Mais sur le moyen du pourvoi V 22-11.054
Enoncé du moyen
6. La salariée fait grief à l'arrêt de la débouter de sa demande en paiement des salaires pour la période de mars 2016 à décembre 2019 faute de justification des revenus perçus pendant la totalité de cette période, alors « que lorsqu'un licenciement nul ou dépourvu de cause réelle et sérieuse fait suite à l'action en justice engagée par le salarié contre son employeur, il appartient à ce dernier d'établir que sa décision est justifiée par des éléments étrangers à toute volonté de sanctionner l'exercice, par le salarié, de son droit d'agir en justice ; qu'à défaut, le licenciement est nul comme portant atteinte à une liberté fondamentale constitutionnellement garantie et le salarié qui demande sa réintégration a droit au paiement d'une indemnité égale au montant de la rémunération qu'il aurait dû percevoir entre son éviction de l'entreprise et sa réintégration, sans déduction des éventuels revenus de remplacement dont il a pu bénéficier pendant cette période ; que la cour d'appel a constaté que la salariée avait saisi la juridiction prud'homale le 8 février 2016 et qu'elle avait été licenciée pour faute grave le 1er avril 2016, licenciement qu'elle a jugé entaché de nullité ; qu'il résultait de ses constatations que le licenciement avait été prononcé trois semaines après l'introduction de la demande en justice, de sorte qu'il appartenait à l'employeur d'établir que sa décision était justifiée par des éléments étrangers à toute volonté de sanctionner l'exercice par la salariée de son droit d'agir en justice ; qu'en écartant cependant une telle violation d'une liberté fondamentale au motif que la salariée ne démontrait pas que le licenciement pour faute grave était intervenu du fait de sa saisine du conseil de prud'hommes en dénonciation du harcèlement moral, la cour d'appel a inversé la charge de la preuve, en violation des articles L. 1121-1, L. 1152-1 et L. 1154-1 du code du travail, et de l'article 1353 (anciennement 1315) du code civil, ensemble l'article 6 § 1 de la Convention de sauvegarde des droits de l'homme et des libertés fondamentales. »
Réponse de la Cour
Vu les articles L. 1121-1, L. 1152-1, L. 1154-1 du code du travail et les articles 1315 du code civil et 6 § 1 de la Convention de sauvegarde des droits de l'homme et des libertés fondamentales :
7. Il résulte du dernier de ces textes qu'est nul comme portant atteinte à une liberté fondamentale le licenciement intervenu en raison d'une action en justice introduite ou susceptible d'être introduite par le salarié à l'encontre de son employeur.

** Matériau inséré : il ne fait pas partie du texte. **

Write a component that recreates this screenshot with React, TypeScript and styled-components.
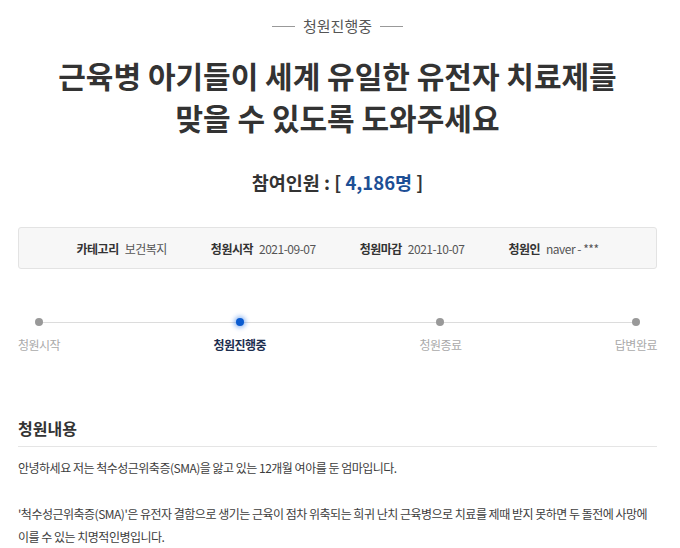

8. Lorsque le licenciement dépourvu de cause réelle et sérieuse fait suite à l'action en justice engagée par le salarié contre son employeur, il appartient à ce dernier d'établir que sa décision est justifiée par des éléments étrangers à toute volonté de sanctionner l'exercice, par le salarié, de son droit d'agir en justice.
9. Pour débouter la salariée de sa demande en paiement des salaires qu'elle aurait dû percevoir entre son éviction de l'entreprise et sa réintégration, la cour d'appel, après avoir relevé que la dégradation des relations de la salariée avec sa direction générale ainsi que l'ensemble des faits reprochés au soutien du licenciement étaient antérieurs à la saisine de la juridiction prud'homale, retient que la salariée ne démontre pas que son licenciement est intervenu du fait de cette saisine.

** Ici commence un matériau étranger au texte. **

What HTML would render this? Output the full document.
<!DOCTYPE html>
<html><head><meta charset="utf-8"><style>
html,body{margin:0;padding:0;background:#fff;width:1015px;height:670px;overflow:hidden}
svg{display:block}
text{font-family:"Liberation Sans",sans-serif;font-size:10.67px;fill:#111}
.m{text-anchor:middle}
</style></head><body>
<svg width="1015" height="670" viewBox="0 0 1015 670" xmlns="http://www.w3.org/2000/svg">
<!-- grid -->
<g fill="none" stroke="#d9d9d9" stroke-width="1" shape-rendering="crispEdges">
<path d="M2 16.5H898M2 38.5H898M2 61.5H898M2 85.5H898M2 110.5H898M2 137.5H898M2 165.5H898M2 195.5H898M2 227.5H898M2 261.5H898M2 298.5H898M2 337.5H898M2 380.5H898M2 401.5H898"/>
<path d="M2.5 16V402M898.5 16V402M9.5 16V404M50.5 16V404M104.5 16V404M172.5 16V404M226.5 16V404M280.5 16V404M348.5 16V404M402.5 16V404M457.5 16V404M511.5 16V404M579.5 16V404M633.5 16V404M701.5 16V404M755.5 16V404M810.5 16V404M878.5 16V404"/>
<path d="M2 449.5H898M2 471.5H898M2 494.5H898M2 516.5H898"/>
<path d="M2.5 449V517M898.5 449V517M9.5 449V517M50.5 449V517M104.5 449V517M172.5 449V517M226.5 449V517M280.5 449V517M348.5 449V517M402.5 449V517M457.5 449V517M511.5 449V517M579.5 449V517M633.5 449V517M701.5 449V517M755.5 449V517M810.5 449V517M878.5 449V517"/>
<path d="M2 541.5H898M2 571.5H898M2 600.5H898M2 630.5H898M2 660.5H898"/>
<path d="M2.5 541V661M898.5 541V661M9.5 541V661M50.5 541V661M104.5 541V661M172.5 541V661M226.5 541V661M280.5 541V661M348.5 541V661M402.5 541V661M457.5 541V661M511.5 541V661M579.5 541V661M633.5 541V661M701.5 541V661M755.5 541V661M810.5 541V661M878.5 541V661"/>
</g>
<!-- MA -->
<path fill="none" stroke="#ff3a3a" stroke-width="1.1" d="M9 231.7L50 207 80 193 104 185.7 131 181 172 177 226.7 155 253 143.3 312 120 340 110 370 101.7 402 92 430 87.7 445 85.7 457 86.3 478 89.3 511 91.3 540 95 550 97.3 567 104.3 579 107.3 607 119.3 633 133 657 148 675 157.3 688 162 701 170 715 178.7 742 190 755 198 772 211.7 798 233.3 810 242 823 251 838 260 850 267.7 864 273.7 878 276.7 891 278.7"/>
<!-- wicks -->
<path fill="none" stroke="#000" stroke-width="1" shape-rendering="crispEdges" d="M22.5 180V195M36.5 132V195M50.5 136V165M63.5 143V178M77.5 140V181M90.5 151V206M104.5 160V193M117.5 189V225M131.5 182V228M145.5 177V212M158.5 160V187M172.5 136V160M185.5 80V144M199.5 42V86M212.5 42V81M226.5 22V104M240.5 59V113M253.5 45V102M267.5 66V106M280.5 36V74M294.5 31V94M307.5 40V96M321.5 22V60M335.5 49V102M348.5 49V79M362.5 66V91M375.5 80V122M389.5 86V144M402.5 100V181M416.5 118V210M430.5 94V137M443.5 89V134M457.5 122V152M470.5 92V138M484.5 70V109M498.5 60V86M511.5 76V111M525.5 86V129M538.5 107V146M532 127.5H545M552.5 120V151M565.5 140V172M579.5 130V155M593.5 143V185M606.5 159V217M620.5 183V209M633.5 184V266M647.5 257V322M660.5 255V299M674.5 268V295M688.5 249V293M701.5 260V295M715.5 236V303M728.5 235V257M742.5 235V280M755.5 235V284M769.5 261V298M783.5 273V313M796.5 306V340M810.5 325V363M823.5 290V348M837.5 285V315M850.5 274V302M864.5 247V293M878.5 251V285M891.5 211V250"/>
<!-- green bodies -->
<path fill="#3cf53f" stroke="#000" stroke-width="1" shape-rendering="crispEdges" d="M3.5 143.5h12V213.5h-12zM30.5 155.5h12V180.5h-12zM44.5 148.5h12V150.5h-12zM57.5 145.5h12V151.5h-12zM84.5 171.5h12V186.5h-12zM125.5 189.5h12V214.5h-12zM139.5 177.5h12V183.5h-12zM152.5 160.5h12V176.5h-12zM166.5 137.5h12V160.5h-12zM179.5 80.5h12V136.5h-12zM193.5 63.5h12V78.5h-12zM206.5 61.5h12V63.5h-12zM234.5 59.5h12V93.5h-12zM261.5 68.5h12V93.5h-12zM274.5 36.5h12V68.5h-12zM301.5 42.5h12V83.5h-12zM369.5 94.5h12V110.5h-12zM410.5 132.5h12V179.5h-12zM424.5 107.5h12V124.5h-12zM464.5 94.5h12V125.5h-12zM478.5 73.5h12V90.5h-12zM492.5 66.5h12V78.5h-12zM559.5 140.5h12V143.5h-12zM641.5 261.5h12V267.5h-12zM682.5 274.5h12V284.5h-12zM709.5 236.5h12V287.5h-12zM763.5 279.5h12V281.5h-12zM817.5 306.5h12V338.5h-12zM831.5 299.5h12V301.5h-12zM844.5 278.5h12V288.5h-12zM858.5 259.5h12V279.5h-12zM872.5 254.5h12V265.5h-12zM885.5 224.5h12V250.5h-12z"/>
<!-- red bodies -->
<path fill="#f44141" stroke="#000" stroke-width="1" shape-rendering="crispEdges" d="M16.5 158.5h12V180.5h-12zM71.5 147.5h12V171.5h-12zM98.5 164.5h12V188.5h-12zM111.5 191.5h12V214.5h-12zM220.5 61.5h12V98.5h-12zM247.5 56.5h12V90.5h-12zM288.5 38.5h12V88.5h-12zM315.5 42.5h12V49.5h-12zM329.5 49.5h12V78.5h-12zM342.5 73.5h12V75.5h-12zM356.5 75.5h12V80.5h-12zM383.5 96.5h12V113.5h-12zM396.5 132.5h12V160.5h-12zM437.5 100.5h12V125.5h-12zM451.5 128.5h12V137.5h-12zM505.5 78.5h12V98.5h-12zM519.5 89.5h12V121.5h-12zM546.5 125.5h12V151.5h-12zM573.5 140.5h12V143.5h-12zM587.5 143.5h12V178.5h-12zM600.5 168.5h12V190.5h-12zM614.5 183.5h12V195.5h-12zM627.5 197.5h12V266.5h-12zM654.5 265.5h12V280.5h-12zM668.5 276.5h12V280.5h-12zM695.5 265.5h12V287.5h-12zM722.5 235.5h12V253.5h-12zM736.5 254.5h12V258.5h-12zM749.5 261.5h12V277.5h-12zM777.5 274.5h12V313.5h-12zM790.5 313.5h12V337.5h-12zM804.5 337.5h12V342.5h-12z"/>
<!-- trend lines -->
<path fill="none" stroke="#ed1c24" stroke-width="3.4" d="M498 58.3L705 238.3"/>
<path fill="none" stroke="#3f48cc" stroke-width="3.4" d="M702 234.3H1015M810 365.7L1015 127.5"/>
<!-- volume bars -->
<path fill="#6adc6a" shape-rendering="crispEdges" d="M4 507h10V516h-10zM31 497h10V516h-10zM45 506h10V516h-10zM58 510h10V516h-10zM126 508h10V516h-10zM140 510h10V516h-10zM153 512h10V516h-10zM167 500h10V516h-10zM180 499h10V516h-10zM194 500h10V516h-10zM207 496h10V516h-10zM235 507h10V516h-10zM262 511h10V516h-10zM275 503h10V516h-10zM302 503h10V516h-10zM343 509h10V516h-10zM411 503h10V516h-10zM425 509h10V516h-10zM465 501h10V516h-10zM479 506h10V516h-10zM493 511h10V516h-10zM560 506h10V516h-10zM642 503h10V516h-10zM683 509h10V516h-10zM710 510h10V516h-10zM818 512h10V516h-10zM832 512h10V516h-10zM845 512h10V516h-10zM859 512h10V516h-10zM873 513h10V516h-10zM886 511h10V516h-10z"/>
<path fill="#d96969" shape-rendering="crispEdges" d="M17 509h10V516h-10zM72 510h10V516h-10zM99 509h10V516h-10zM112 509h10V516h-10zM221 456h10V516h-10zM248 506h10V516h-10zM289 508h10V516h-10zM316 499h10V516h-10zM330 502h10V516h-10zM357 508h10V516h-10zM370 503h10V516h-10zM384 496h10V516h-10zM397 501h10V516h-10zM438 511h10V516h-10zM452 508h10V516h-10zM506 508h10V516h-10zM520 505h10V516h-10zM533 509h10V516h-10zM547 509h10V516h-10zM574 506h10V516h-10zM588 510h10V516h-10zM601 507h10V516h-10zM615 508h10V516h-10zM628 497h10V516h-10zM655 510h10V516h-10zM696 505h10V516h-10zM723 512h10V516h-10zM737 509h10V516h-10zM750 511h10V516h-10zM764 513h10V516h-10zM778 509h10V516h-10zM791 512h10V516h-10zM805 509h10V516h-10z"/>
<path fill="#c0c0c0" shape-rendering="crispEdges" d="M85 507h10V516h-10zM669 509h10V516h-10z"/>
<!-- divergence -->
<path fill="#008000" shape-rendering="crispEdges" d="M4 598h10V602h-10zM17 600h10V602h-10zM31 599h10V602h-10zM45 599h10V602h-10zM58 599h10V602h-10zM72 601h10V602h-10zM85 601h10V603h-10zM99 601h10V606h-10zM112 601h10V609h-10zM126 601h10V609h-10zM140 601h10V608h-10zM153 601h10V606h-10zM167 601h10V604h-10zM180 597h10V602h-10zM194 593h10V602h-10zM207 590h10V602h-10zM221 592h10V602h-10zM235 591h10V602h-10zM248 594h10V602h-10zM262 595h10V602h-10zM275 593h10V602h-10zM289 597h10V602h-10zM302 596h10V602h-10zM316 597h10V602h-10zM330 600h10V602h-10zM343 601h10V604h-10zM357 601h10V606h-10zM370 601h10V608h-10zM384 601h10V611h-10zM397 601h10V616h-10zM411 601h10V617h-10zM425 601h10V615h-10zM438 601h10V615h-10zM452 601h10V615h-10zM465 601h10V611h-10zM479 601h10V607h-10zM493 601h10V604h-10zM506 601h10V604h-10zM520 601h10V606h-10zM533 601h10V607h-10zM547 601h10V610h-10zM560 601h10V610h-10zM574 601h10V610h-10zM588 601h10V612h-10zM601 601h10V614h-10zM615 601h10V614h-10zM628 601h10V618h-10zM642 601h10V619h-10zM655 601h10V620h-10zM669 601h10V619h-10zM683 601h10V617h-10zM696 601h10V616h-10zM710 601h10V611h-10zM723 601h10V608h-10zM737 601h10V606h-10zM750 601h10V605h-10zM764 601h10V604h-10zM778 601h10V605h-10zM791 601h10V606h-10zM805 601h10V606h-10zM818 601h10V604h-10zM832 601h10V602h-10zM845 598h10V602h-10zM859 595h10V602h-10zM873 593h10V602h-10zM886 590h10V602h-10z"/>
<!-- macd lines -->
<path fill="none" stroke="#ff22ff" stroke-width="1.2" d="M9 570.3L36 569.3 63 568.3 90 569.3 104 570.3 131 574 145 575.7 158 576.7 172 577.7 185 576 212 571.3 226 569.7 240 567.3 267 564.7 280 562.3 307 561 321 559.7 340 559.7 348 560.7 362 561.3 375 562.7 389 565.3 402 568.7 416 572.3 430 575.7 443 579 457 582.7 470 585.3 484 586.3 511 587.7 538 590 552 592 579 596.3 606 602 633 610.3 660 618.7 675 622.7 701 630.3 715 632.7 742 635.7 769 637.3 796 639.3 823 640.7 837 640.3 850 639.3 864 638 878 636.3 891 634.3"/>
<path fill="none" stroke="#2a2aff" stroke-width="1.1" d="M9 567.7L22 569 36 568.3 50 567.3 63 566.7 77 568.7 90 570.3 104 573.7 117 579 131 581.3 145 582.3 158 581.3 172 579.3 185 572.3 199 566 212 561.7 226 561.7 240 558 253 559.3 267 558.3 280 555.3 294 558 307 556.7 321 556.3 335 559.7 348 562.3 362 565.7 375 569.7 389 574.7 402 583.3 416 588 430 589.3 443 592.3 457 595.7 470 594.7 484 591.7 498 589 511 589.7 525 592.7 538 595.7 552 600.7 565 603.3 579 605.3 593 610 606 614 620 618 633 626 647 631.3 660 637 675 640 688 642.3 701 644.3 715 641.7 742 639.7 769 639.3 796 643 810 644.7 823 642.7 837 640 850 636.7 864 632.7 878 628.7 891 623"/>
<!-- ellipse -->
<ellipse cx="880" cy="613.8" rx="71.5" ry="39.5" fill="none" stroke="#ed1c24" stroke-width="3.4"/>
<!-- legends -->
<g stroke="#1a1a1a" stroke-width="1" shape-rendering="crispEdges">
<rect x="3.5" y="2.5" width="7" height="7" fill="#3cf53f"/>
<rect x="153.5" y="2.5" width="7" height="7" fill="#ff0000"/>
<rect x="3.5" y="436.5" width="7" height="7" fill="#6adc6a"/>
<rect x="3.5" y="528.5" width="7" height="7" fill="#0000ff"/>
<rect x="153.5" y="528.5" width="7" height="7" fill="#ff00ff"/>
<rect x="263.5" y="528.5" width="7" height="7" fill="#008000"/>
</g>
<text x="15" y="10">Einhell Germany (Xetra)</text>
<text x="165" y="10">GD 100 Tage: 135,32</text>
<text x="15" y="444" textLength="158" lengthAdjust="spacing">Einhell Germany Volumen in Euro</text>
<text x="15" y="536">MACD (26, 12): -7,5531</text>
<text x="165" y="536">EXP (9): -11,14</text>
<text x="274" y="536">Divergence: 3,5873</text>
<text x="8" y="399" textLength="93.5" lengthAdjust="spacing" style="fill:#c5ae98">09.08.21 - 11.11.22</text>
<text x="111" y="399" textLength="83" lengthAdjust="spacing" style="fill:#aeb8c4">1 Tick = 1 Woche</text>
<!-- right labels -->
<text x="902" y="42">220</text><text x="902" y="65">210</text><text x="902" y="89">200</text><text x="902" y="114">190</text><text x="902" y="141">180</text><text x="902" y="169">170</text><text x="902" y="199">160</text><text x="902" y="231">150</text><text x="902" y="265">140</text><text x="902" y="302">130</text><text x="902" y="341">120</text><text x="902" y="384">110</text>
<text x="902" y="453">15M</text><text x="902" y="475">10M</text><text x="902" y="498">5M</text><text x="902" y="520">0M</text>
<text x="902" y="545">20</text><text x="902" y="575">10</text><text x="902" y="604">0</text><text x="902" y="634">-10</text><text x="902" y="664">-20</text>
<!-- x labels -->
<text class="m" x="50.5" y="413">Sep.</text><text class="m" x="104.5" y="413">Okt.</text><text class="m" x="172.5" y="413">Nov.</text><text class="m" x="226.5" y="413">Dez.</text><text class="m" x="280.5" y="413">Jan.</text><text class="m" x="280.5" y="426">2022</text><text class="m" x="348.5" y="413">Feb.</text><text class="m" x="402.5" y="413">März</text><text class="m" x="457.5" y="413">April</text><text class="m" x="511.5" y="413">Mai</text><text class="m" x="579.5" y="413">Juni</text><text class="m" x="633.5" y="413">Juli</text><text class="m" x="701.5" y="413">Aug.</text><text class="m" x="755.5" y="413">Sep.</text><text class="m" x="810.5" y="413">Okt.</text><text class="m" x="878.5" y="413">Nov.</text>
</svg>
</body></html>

10. En statuant ainsi, alors que le licenciement, qui était nul pour avoir été prononcé à l'encontre de la salariée ayant subi ou refusé de subir des agissements de harcèlement moral et faisait suite à l'action en justice de cette dernière pour obtenir la reconnaissance de ce harcèlement moral et son indemnisation, ce dont il résultait qu'il appartenait à l'employeur d'établir que sa décision était justifiée par des éléments étrangers à toute volonté de sanctionner l'exercice, par la salariée, de son droit d'agir en justice, la cour d'appel, qui a inversé la charge de la preuve, a violé les textes susvisés.

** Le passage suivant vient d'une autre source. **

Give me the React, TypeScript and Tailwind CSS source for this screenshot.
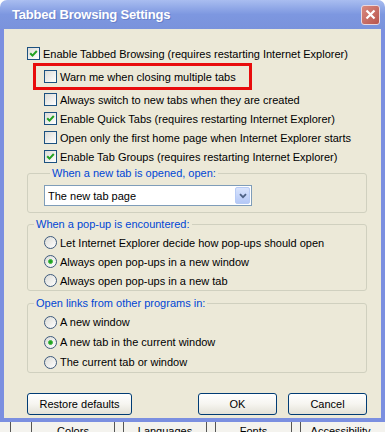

Portée et conséquences de la cassation
11. La cassation prononcée n'emporte pas la cassation des chefs de dispositif de l'arrêt condamnant l'institution de retraite interprofessionnelle de retraites complémentaires de la Martinique aux dépens ainsi qu'au paiement d'une somme au titre de l'article 700 du code de procédure civile, justifiés par d'autres condamnations prononcées à l'encontre de celle-ci et non remises en cause.
PAR CES MOTIFS, la Cour :
REJETTE le pourvoi N 22-10.219 formé par l'institution de retraite interprofessionnelle de retraites complémentaires de la Martinique ;
CASSE ET ANNULE, mais seulement en ce qu'il déboute Mme [M] de sa demande de paiement au titre des salaires pour la période de mars 2016 à décembre 2019, l'arrêt rendu le 15 octobre 2021, entre les parties, par la cour d'appel de Fort-de-France ;
Remet, sur ce point, l'affaire et les parties dans l'état où elles se trouvaient avant cet arrêt et les renvoie devant la cour d'appel de Fort-de-France autrement composée ;
Condamne l'institution de retraite interprofessionnelle de retraites complémentaires de la Martinique aux dépens ;
En application de l'article 700 du code de procédure civile, rejette les demandes formées par l'institution de retraite interprofessionnelle de retraites complémentaires de la Martinique et la condamne à payer à Mme [M] la somme de 3 000 euros ;
Dit que sur les diligences du procureur général près la Cour de cassation, le présent arrêt sera transmis pour être transcrit en marge ou à la suite de l'arrêt partiellement cassé ;
Ainsi fait et jugé par la Cour de cassation, chambre sociale, et prononcé par le président en son audience publique du dix-neuf avril deux mille vingt-trois.